La liberté d’expression, quant à elle, est consacrée par la DUDH de 1948 et le Pacte international relatif aux droits civils et politiques.

De même, la Convention européenne des droits de l’homme consacre la liberté d’expression en son article 10. La Cour européenne des droits de l’homme lui donne une large portée. Elle considère ainsi que la liberté d’expression protège non seulement les idées accueillies avec faveur mais aussi celles qui heurtent, choquent ou inquiètent (CEDH, 7 décembre 1976, Handyside c. Royaume-Uni).

C’est cela même que l’on appelle le pluralisme, la tolérance et l’esprit d’ouverture, sans lesquels il n’y a pas de société démocratique.

L’article 10 de la Convention englobe naturellement la liberté d’expression artistique et protège ceux qui créent, interprètent, diffusent ou exposent une œuvre d’art (CEDH, 3 mai 2007, Ulusoy et a. c. Turquie).

Pour le Conseil constitutionnel, la liberté d’expression est une liberté fondamentale (CC, 20 mai 2011).

Il reste que cette liberté n’est pas absolue. L’article 10§2 de la ConvEDH énumère ainsi les limites et restrictions qui peuvent lui être apportées. Pour la Cour européenne des droits de l’homme, ces limites doivent toutefois être interprétées strictement (CEDH, 22 octobre 2007, Lindon et a. c. France).

Comme le rappelle l’Assemblée plénière dans l’arrêt rapporté, les limitations à la liberté d’expression doivent remplir deux conditions : elles doivent être prévues par la loi (1) et doivent poursuivre un des buts légitimes énumérés à l’article 10§2 de la Convention (2).

 

La solution

En l’occurrence, la Cour de cassation relève qu’aucune de ces conditions n’est remplie en l’espèce.

Tout d’abord, l’article 16 du Code civil qui pose le principe du respect de la dignité humaine ne constitue pas, pour elle, un fondement suffisant pour limiter la liberté d’expression.

On rappellera toutefois que la Cour européenne des droits de l’homme a jugé conformes à l’article 10 de la Convention les restrictions fondées sur l’article 16 du Code civil (CEDH, 25 février 2016, SCPE c. France).

Ensuite, la Cour de cassation juge que le respect du principe de la dignité humaine n’apparaît pas au nombre des buts légitimes visés à l’article 10§2 de la Convention.

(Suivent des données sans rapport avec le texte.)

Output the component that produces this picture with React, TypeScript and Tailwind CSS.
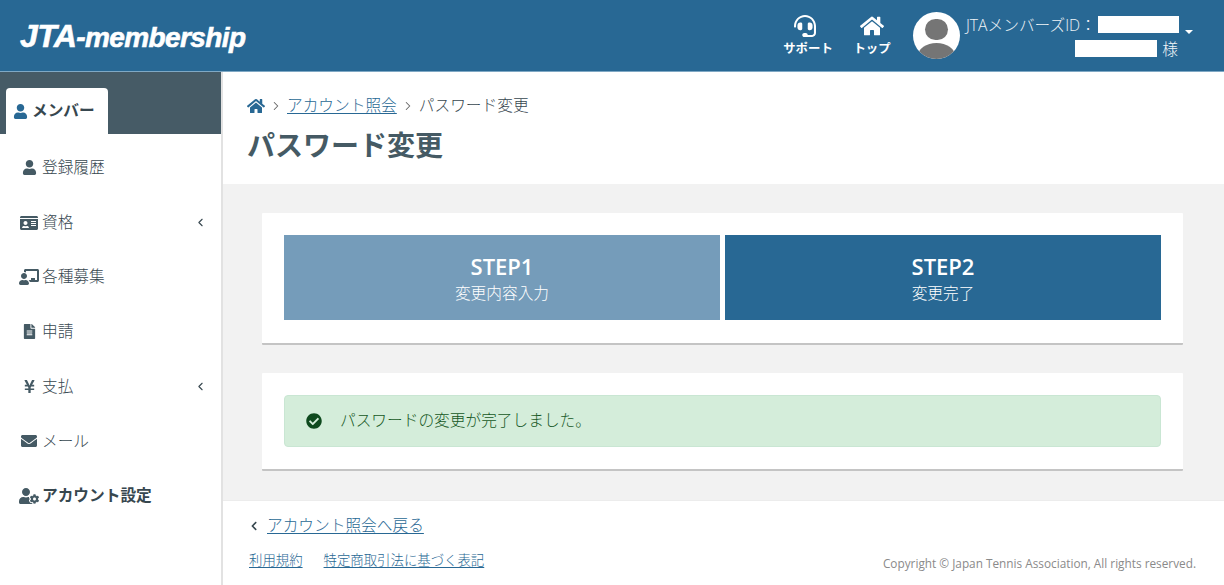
import React from "react";
import { FaUser, FaIdCard, FaChalkboardTeacher, FaFileAlt, FaYenSign, FaEnvelope, FaUserCog, FaHome, FaCheckCircle, FaHeadset, FaChevronLeft } from "react-icons/fa";
import { ChevronLeft, ChevronRight } from "lucide-react";

const font = { fontFamily: '"Open Sans","Noto Sans CJK JP",sans-serif' };

function NavItem({ icon, label, bold, chevron }: { icon: React.ReactNode; label: string; bold?: boolean; chevron?: boolean }) {
  return (
    <div className="flex h-[54.7px] items-center pl-[16px] pr-[14px] text-[#455a64]">
      <span className="flex w-[26px] justify-center">{icon}</span>
      <span className={bold ? "text-[15.7px] font-bold text-[#37474f]" : "text-[15.7px] font-light text-[#37474f]"}>{label}</span>
      {chevron && <ChevronLeft size={13} strokeWidth={2} className="ml-auto text-[#37474f]" />}
    </div>
  );
}

export default function App() {
  return (
    <div className="flex h-[585px] w-[1224px] flex-col overflow-hidden bg-white" style={font}>
      <header className="flex h-[71px] shrink-0 items-center bg-[#286894] text-white">
        <div className="ml-[20px] text-[32px] font-bold italic tracking-[-0.6px] [-webkit-text-stroke:0.6px_white]" style={{ fontFamily: '"Liberation Sans",sans-serif' }}>
          JTA<span className="text-[28px]">-membership</span>
        </div>
        <div className="ml-auto mr-[45px] flex items-center">
          <div className="flex w-[50px] flex-col items-center">
            <FaHeadset className="mr-[6px] text-[22px]" />
            <span className="mt-[4px] text-[12.4px] font-bold leading-[16px]">サポート</span>
          </div>
          <div className="ml-[14px] flex w-[50px] flex-col items-center">
            <FaHome className="text-[24px]" />
            <span className="mt-[3px] text-[12.4px] font-bold leading-[16px]">トップ</span>
          </div>
          <div className="relative ml-[16px] h-[47px] w-[47px] overflow-hidden rounded-full bg-white">
            <div className="absolute left-[12px] top-[7px] h-[21px] w-[23px] rounded-full bg-[#757575]" />
            <div className="absolute left-[5px] top-[31px] h-[26px] w-[37px] rounded-[50%] bg-[#757575]" />
          </div>
          <div className="ml-[6px] w-[213px] pt-[2px] text-[15.7px] font-light leading-[24px] text-[#f0f4f7]">
            <div className="flex items-center">
              <span>JTAメンバーズID：</span>
              <span className="ml-auto h-[17px] w-[81px] bg-white" />
            </div>
            <div className="flex items-center justify-end pr-[1px]">
              <span className="h-[17px] w-[82px] bg-white" />
              <span className="ml-[5px]">様</span>
            </div>
            <span className="absolute left-[1185px] top-[30px] h-0 w-0 border-x-[4px] border-t-[4px] border-x-transparent border-t-white" />
          </div>
        </div>
      </header>
      <div className="h-px shrink-0 bg-[#7fa8c4]" />
      <div className="flex min-h-0 flex-1">
        <aside className="w-[223px] shrink-0 border-r-2 border-[#e2e2e2] bg-white">
          <div className="flex h-[62px] items-end bg-[#465b66] pl-[6px]">
            <div className="flex h-[46px] w-[102px] items-center rounded-t-[4px] bg-white pl-[7px] text-[15.7px] font-bold text-[#37474f]">
              <FaUser className="mr-[4px] text-[15px] text-[#286894]" />
              メンバー
            </div>
          </div>
          <div className="pt-[6.5px]">
            <NavItem icon={<FaUser className="text-[15px]" />} label="登録履歴" />
            <NavItem icon={<FaIdCard className="text-[18px]" />} label="資格" chevron />
            <NavItem icon={<FaChalkboardTeacher className="text-[20px]" />} label="各種募集" />
            <NavItem icon={<FaFileAlt className="text-[15px]" />} label="申請" />
            <NavItem icon={<FaYenSign className="text-[15px]" />} label="支払" chevron />
            <NavItem icon={<FaEnvelope className="text-[16px]" />} label="メール" />
            <NavItem icon={<FaUserCog className="text-[20px]" />} label="アカウント設定" bold />
          </div>
        </aside>
        <main className="flex min-w-0 flex-1 flex-col">
          <div className="h-[112px] shrink-0 bg-white pl-[24px] pt-[22px]">
            <div className="flex h-[24px] items-center text-[15.7px] font-light text-[#37474f]">
              <FaHome className="text-[18px] text-[#286894]" />
              <ChevronRight size={14} strokeWidth={1.8} className="mx-[4px] text-[#666]" />
              <span className="text-[#286894] underline underline-offset-2">アカウント照会</span>
              <ChevronRight size={14} strokeWidth={1.8} className="mx-[4px] text-[#666]" />
              <span>パスワード変更</span>
            </div>
            <h1 className="mt-[9px] text-[28px] font-bold leading-[36px] text-[#455a64]">パスワード変更</h1>
          </div>
          <div className="flex-1 bg-[#f2f2f2] pl-[39px] pr-[41px] pt-[29px]">
            <div className="rounded-[1px] border-b-2 border-[#c4c4c4] bg-white px-[22px] pb-[23px] pt-[22px]">
              <div className="flex gap-[5px]">
                <div className="flex h-[85px] flex-1 flex-col items-center justify-center bg-[#759cba] text-white">
                  <span className="text-[22px] font-semibold leading-[30px]">STEP1</span>
                  <span className="text-[15.7px] font-light leading-[24px]">変更内容入力</span>
                </div>
                <div className="flex h-[85px] flex-1 flex-col items-center justify-center bg-[#286894] text-white">
                  <span className="text-[22px] font-semibold leading-[30px]">STEP2</span>
                  <span className="text-[15.7px] font-light leading-[24px]">変更完了</span>
                </div>
              </div>
            </div>
            <div className="mt-[28px] rounded-[1px] border-b-2 border-[#c4c4c4] bg-white p-[22px]">
              <div className="flex h-[52px] items-center rounded-[4px] border border-[#c9e6d3] bg-[#d4edda] pl-[21px] text-[15.7px] font-light text-[#155724]">
                <FaCheckCircle className="mr-[18px] text-[16px] text-[#0e4a1e]" />
                パスワードの変更が完了しました。
              </div>
            </div>
          </div>
          <footer className="relative h-[85px] shrink-0 border-t border-[#ececec] bg-white pl-[26px] pt-[13px]">
            <div className="flex h-[24px] items-center text-[15.7px] font-light">
              <FaChevronLeft className="mr-[8px] text-[10px] text-[#37474f]" />
              <span className="text-[#286894] underline underline-offset-2">アカウント照会へ戻る</span>
            </div>
            <div className="mt-[12px] flex gap-[21px] text-[13.4px] font-light leading-[20px] text-[#286894] underline underline-offset-2">
              <span>利用規約</span>
              <span>特定商取引法に基づく表記</span>
            </div>
            <span className="absolute bottom-[12px] right-[28px] text-[11.8px] text-[#8a8a8a]">Copyright © Japan Tennis Association, All rights reserved.</span>
          </footer>
        </main>
      </div>
    </div>
  );
}
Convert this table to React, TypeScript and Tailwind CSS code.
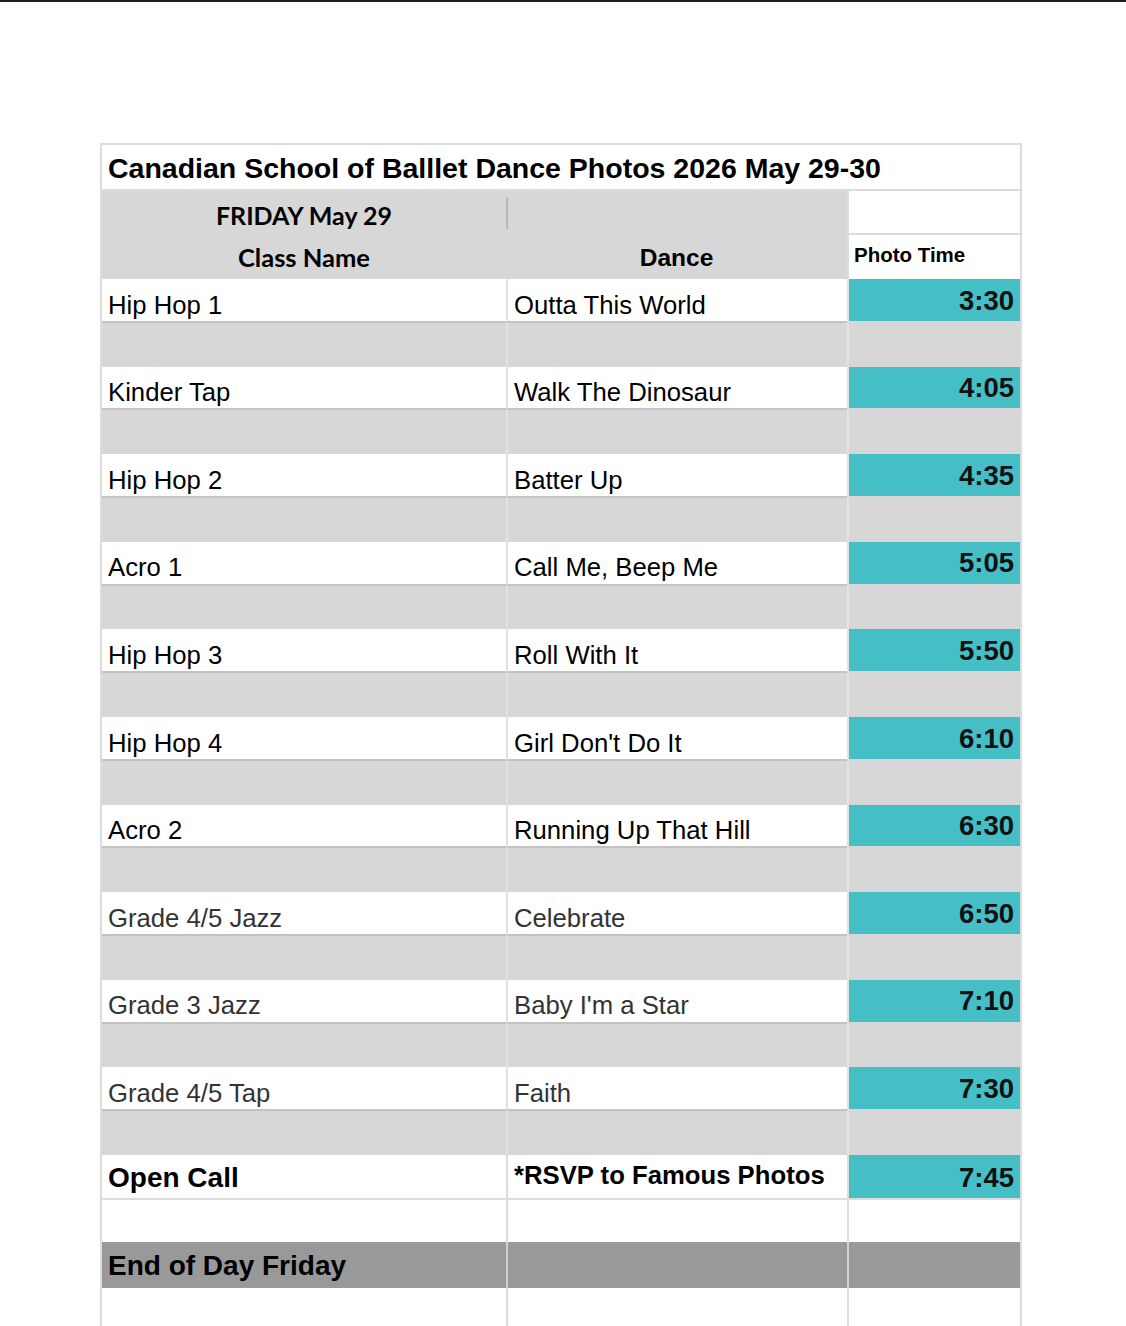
const rows = [
  { cls: "Hip Hop 1", dance: "Outta This World", time: "3:30" },
  { cls: "Kinder Tap", dance: "Walk The Dinosaur", time: "4:05" },
  { cls: "Hip Hop 2", dance: "Batter Up", time: "4:35" },
  { cls: "Acro 1", dance: "Call Me, Beep Me", time: "5:05" },
  { cls: "Hip Hop 3", dance: "Roll With It", time: "5:50" },
  { cls: "Hip Hop 4", dance: "Girl Don't Do It", time: "6:10" },
  { cls: "Acro 2", dance: "Running Up That Hill", time: "6:30" },
  { cls: "Grade 4/5 Jazz", dance: "Celebrate", time: "6:50", dim: true },
  { cls: "Grade 3 Jazz", dance: "Baby I'm a Star", time: "7:10", dim: true },
  { cls: "Grade 4/5 Tap", dance: "Faith", time: "7:30", dim: true },
];

const sans = "font-['Liberation_Sans',Arial,sans-serif]";
const calibri = "font-['Lato','Open_Sans',sans-serif]";

export default function App() {
  return (
    <div className="min-h-[1326px] bg-white">
      <div className="h-[2px] bg-[#1f1f1f]" />
      <div className={`ml-[100px] mt-[141px] w-[922px] border-2 border-b-0 border-[#dcdcdc] leading-none ${sans} text-black`}>
        {/* Title */}
        <div className="flex h-[46px] items-center border-b-2 border-[#dcdcdc] px-[6px] pt-[2px] text-[28.5px] font-bold">
          Canadian School of Balllet Dance Photos 2026 May 29-30
        </div>

        {/* Day header */}
        <div className="grid h-[44px] grid-cols-[404px_341px_173px]">
          <div className={`flex items-center justify-center bg-[#d7d7d7] pt-[4px] text-[25px] font-bold ${calibri}`}>
            FRIDAY May 29
          </div>
          <div className="flex bg-[#d7d7d7] py-[6px]">
            <div className="w-[2px] bg-[#b9b9b9]" />
          </div>
          <div className="border-b-2 border-l-2 border-[#dcdcdc] bg-white" />
        </div>

        {/* Column headers */}
        <div className="grid h-[44px] grid-cols-[404px_341px_173px]">
          <div className={`flex items-center justify-center bg-[#d7d7d7] pt-[2px] text-[25.5px] font-bold ${calibri}`}>
            Class Name
          </div>
          <div className="flex items-center justify-center bg-[#d7d7d7] pt-[2px] text-[24.5px] font-bold">
            Dance
          </div>
          <div className="flex items-center border-l-2 border-[#dcdcdc] bg-white px-[5px] pb-[4px] text-[20.5px] font-bold">
            Photo Time
          </div>
        </div>

        {/* Classes */}
        {rows.map((r) => (
          <div key={r.cls}>
            <div className="grid h-[43.8px] grid-cols-[404px_341px_173px] bg-[#d7d7d7]">
              <div
                className={`flex items-center border-b-2 border-[#c3c3c3] bg-white px-[6px] pt-[11px] text-[25.7px] ${
                  r.dim ? "text-[#333]" : ""
                }`}
              >
                {r.cls}
              </div>
              <div
                className={`flex items-center border-b-2 border-l-2 border-[#c3c3c3] border-l-[#e2e2e2] bg-white px-[6px] pt-[11px] text-[25.7px] ${
                  r.dim ? "text-[#333]" : ""
                }`}
              >
                {r.dance}
              </div>
              <div className="flex items-center justify-end border-b-2 border-l-2 border-[#e2e2e2] border-b-[#d7d7d7] bg-[#45bec6] px-[6px] pt-[1px] text-[27.5px] font-bold text-[#111]">
                {r.time}
              </div>
            </div>
            <div className="grid h-[43.8px] grid-cols-[404px_341px_173px] bg-[#d7d7d7]">
              <div />
              <div className="border-l-2 border-[#e2e2e2]" />
              <div className="border-l-2 border-[#e2e2e2]" />
            </div>
          </div>
        ))}

        {/* Open call */}
        <div className="grid h-[45px] grid-cols-[404px_341px_173px]">
          <div className="flex items-center border-b-2 border-[#dcdcdc] bg-white px-[6px] pt-[4px] text-[28px] font-bold">
            Open Call
          </div>
          <div className="flex items-center border-b-2 border-l-2 border-[#dcdcdc] bg-white px-[6px] pb-[1px] text-[25.7px] font-bold">
            *RSVP to Famous Photos
          </div>
          <div className="flex items-center justify-end border-b-2 border-l-2 border-[#dcdcdc] bg-[#45bec6] px-[6px] pt-[2px] text-[27.5px] font-bold text-[#111]">
            7:45
          </div>
        </div>

        <div className="grid h-[42px] grid-cols-[404px_341px_173px] bg-white">
          <div />
          <div className="border-l-2 border-[#dcdcdc]" />
          <div className="border-l-2 border-[#dcdcdc]" />
        </div>

        {/* End of day */}
        <div className="grid h-[46px] grid-cols-[404px_341px_173px] bg-[#999999]">
          <div className="flex items-center px-[6px] pt-[2px] text-[28px] font-bold">
            End of Day Friday
          </div>
          <div className="border-l-2 border-[#d2d2d2]" />
          <div className="border-l-2 border-[#d2d2d2]" />
        </div>

        <div className="grid h-[60px] grid-cols-[404px_341px_173px] bg-white">
          <div />
          <div className="border-l-2 border-[#dcdcdc]" />
          <div className="border-l-2 border-[#dcdcdc]" />
        </div>
      </div>
    </div>
  );
}
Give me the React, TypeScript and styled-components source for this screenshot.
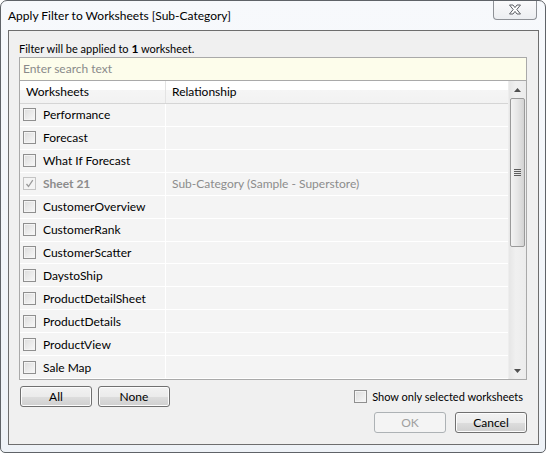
import React from "react";
import styled, { createGlobalStyle } from "styled-components";

const GlobalStyle = createGlobalStyle`
  html, body {
    margin: 0;
    padding: 0;
    background: #ffffff;
  }
  body {
    font-family: Lato, "Open Sans", "DejaVu Sans", sans-serif;
    font-size: 12px;
    color: #000;
  }
`;

const sheets = [
  { name: "Performance" },
  { name: "Forecast" },
  { name: "What If Forecast" },
  { name: "Sheet 21", relation: "Sub-Category (Sample - Superstore)", locked: true },
  { name: "CustomerOverview" },
  { name: "CustomerRank" },
  { name: "CustomerScatter" },
  { name: "DaystoShip" },
  { name: "ProductDetailSheet" },
  { name: "ProductDetails" },
  { name: "ProductView" },
  { name: "Sale Map" },
];

const Window = styled.div`
  box-sizing: border-box;
  width: 546px;
  height: 453px;
  display: flex;
  flex-direction: column;
  border: 1px solid #5f6368;
  border-radius: 7px 7px 5px 5px;
  background: linear-gradient(180deg, #f7f9fc 0%, #eef2f7 100%);
  overflow: hidden;
`;

const TitleBar = styled.div`
  height: 29px;
  display: flex;
  align-items: flex-start;
  padding-left: 7px;
`;

const Title = styled.div`
  margin-top: 7px;
  font-size: 12px;
  color: #000;
  white-space: nowrap;
`;

const CloseButton = styled.div`
  margin-left: auto;
  margin-right: 8px;
  margin-top: -1px;
  width: 44px;
  height: 20px;
  box-sizing: border-box;
  border: 1px solid #8e9196;
  border-top: none;
  border-radius: 0 0 4px 4px;
  background: linear-gradient(180deg, #fbfbfc 0%, #eceef1 100%);
  display: flex;
  align-items: center;
  justify-content: center;
`;

const Client = styled.div`
  flex: 1;
  margin: 0 6px 7px 7px;
  border: 1px solid #6e6e6e;
  background: #f0f0f0;
  padding: 9px 11px 0 10px;
  display: flex;
  flex-direction: column;
`;

const Caption = styled.div`
  height: 17px;
  line-height: 17px;
  font-size: 11px;
  b {
    font-weight: 700;
    font-size: 12px;
  }
`;

const SearchBox = styled.div`
  height: 23px;
  box-sizing: border-box;
  border: 1px solid #a9a9a9;
  border-bottom: none;
  background: #fdfdeb;
  padding-left: 3px;
  line-height: 22px;
  color: #8a8a8a;
`;

const Table = styled.div`
  height: 300px;
  box-sizing: border-box;
  border: 1px solid #a9a9a9;
  display: flex;
  background: #f4f4f4;
`;

const Grid = styled.div`
  flex: 1;
  display: flex;
  flex-direction: column;
`;

const HeaderRow = styled.div`
  height: 23px;
  box-sizing: border-box;
  display: grid;
  grid-template-columns: 146px 1fr;
  background: linear-gradient(180deg, #ffffff 0%, #ffffff 40%, #f5f5f5 41%, #f2f2f2 100%);
  border-bottom: 1px solid #d5d5d5;
`;

const HeaderCell = styled.div<{ $divider?: boolean }>`
  padding-left: 6px;
  line-height: 22px;
  border-right: ${(p) => (p.$divider ? "1px solid #e3e3e3" : "none")};
  color: #000;
`;

const Row = styled.div`
  height: 23px;
  box-sizing: border-box;
  display: grid;
  grid-template-columns: 146px 1fr;
  border-bottom: 1px solid #ffffff;
`;

const NameCell = styled.div<{ $locked?: boolean }>`
  display: flex;
  align-items: center;
  gap: 7px;
  padding-left: 3px;
  border-right: 1px solid #ffffff;
  color: ${(p) => (p.$locked ? "#8c8c8c" : "#000")};
  font-weight: ${(p) => (p.$locked ? 700 : 400)};
  white-space: nowrap;
`;

const RelCell = styled.div`
  padding-left: 6px;
  line-height: 22px;
  color: #8c8c8c;
  white-space: nowrap;
`;

const Box = styled.span<{ $disabled?: boolean }>`
  flex: none;
  width: 13px;
  height: 13px;
  box-sizing: border-box;
  border: 1px solid ${(p) => (p.$disabled ? "#c4c4c4" : "#8f8f8f")};
  background: ${(p) =>
    p.$disabled
      ? "#f4f4f4"
      : "linear-gradient(135deg, #dcdcdc 0%, #ededed 60%, #f8f8f8 100%)"};
  box-shadow: inset 0 0 0 1px #f4f4f4;
  display: inline-flex;
  align-items: center;
  justify-content: center;
`;

const ScrollBar = styled.div`
  width: 17px;
  display: flex;
  flex-direction: column;
  background: linear-gradient(90deg, #e6e6e6 0%, #f0f0f0 40%, #ececec 100%);
  border-left: 1px solid #ededed;
`;

const Arrow = styled.div`
  height: 17px;
  display: flex;
  align-items: center;
  justify-content: center;
`;

const Thumb = styled.div`
  margin: 0 1px;
  height: 149px;
  box-sizing: border-box;
  border: 1px solid #9a9a9a;
  border-radius: 2px;
  background: linear-gradient(90deg, #f3f3f3 0%, #e6e6e6 50%, #d3d3d3 100%);
  display: flex;
  align-items: center;
  justify-content: center;
`;

const Track = styled.div`
  flex: 1;
`;

const ActionRow = styled.div`
  display: flex;
  align-items: center;
  margin-top: 6px;
  padding-left: 1px;
  gap: 6px;
`;

const Button = styled.div<{ $disabled?: boolean }>`
  width: 72px;
  height: 21px;
  box-sizing: border-box;
  border: 1px solid ${(p) => (p.$disabled ? "#adb2b5" : "#707070")};
  border-radius: 3px;
  background: ${(p) =>
    p.$disabled
      ? "#f4f4f4"
      : "linear-gradient(180deg, #f2f2f2 0%, #ebebeb 50%, #dddddd 51%, #cfcfcf 100%)"};
  box-shadow: inset 0 0 0 1px ${(p) => (p.$disabled ? "#f4f4f4" : "#fcfcfc")};
  display: flex;
  align-items: center;
  justify-content: center;
  color: ${(p) => (p.$disabled ? "#a0a0a0" : "#000")};
`;

const Option = styled.label`
  margin-left: auto;
  display: flex;
  align-items: center;
  gap: 5px;
  margin-right: 4px;
  font-size: 11px;
`;

const FooterRow = styled.div`
  display: flex;
  justify-content: flex-end;
  gap: 9px;
  margin-top: 5px;
`;

const CheckMark = ({ color }: { color: string }) => (
  <svg width="9" height="9" viewBox="0 0 9 9">
    <path d="M1.5 5 L3.5 7.5 L7.8 1.2" fill="none" stroke={color} strokeWidth="1.3" />
  </svg>
);

const CloseGlyph = () => (
  <svg width="14" height="11" viewBox="0 0 14 11">
    <path
      d="M1.5 1 L5 1 L7 3.6 L9 1 L12.5 1 L8.8 5.5 L12.5 10 L9 10 L7 7.4 L5 10 L1.5 10 L5.2 5.5 Z"
      fill="#ffffff"
      stroke="#5c5f64"
      strokeWidth="1"
      strokeLinejoin="round"
    />
  </svg>
);

const ArrowGlyph = ({ up }: { up?: boolean }) => (
  <svg width="7" height="4" viewBox="0 0 7 4">
    <path d={up ? "M0 4 L3.5 0 L7 4 Z" : "M0 0 L7 0 L3.5 4 Z"} fill="#505050" />
  </svg>
);

const Grip = () => (
  <svg width="7" height="7" viewBox="0 0 7 7">
    <path d="M0 0.5 H7 M0 2.5 H7 M0 4.5 H7 M0 6.5 H7" stroke="#5e5e5e" strokeWidth="1" />
  </svg>
);

const App: React.FC = () => {
  return (
    <>
      <GlobalStyle />
      <Window>
        <TitleBar>
          <Title>Apply Filter to Worksheets [Sub-Category]</Title>
          <CloseButton>
            <CloseGlyph />
          </CloseButton>
        </TitleBar>
        <Client>
          <Caption>
            Filter will be applied to <b>1</b> worksheet.
          </Caption>
          <SearchBox>Enter search text</SearchBox>
          <Table>
            <Grid>
              <HeaderRow>
                <HeaderCell $divider>Worksheets</HeaderCell>
                <HeaderCell>Relationship</HeaderCell>
              </HeaderRow>
              {sheets.map((s) => (
                <Row key={s.name}>
                  <NameCell $locked={s.locked}>
                    <Box $disabled={s.locked}>
                      {s.locked && <CheckMark color="#9a9a9a" />}
                    </Box>
                    {s.name}
                  </NameCell>
                  <RelCell>{s.relation}</RelCell>
                </Row>
              ))}
            </Grid>
            <ScrollBar>
              <Arrow>
                <ArrowGlyph up />
              </Arrow>
              <Thumb>
                <Grip />
              </Thumb>
              <Track />
              <Arrow>
                <ArrowGlyph />
              </Arrow>
            </ScrollBar>
          </Table>
          <ActionRow>
            <Button>All</Button>
            <Button>None</Button>
            <Option>
              <Box />
              Show only selected worksheets
            </Option>
          </ActionRow>
          <FooterRow>
            <Button $disabled>OK</Button>
            <Button>Cancel</Button>
          </FooterRow>
        </Client>
      </Window>
    </>
  );
};

export default App;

Dès lors, il ne pourrait constituer un fondement autonome justifiant une ingérence dans la liberté d’expression.

Là encore, pourtant, la Cour européenne des droits de l’homme a pu admettre des restrictions à la liberté d’expression au nom de la dignité humaine (CEDH, 11 mai 2021, Kilin c. Russie ; 13 avril 2021, Liwin c. Pologne : où elle relève que « les propos ciblant les personnes de couleur sont de nature à humilier celles-ci et à nuire à leur dignité »).

De même, le Conseil d’État a pu interdire certaines manifestations au nom de la dignité humaine (CE, 21 juin 2018, s’agissant du spectacle de M. Dieudonné M’bala M’bala « Le Mur » ; CE, ord., 4 mars 2023, à propos d’un spectacle où il existait un risque suffisamment établi que soient tenus des propos justifiant l’infériorité des femmes et leur soumission totale à leur époux).

Le Conseil d’État adopte toutefois une approche casuistique, tenant compte tant du contenu du spectacle que des conditions dans lesquels il est présenté et les intentions de ses organisateurs. Il a ainsi considéré qu’une pièce de théâtre inspirée des « zoos humains du 19e siècle » n’était pas contraire à la dignité humaine dès lors qu’elle avait pour but de dénoncer les pratiques et traitements inhumains ayant eu cours lors de la période coloniale (CE, ord., 11 décembre 2014, Centre Dumas-Pouchkine des diasporas et cultures africaines).

Dans l’arrêt rapporté, l’Assemblée plénière n’exclut pas totalement la possibilité de limiter la liberté d’expression au nom de la dignité humaine. Elle estime simplement que doit pouvoir être caractérisée, en sus, une atteinte à un autre droit visé à l’article 10§2 (par exemple : une atteinte au droit au respect de sa vie privée et familiale ou au droit à l’image).

Cette position, déjà affirmée dans son arrêt du 25 octobre 2019, a donné lieu à des appréciations divergentes.

En particulier, certains ont pu estimer que « l’atteinte aux droits d’autrui » visée à l’article 10§2 de la Convention permettait sans nul doute d’inclure le droit au respect de la dignité.

D’autres, en revanche, ont approuvé la Cour de cassation. Il a ainsi été relevé que le principe de dignité humaine n’était pas défini juridiquement et que son contenu variait de fait dans le temps.

L’admettre comme limite à la liberté d’expression pourrait alors présenter un danger : cela permettrait d’interdire finalement tout propos jugé moralement répréhensible ou trop transgressif selon les critères moraux en vigueur.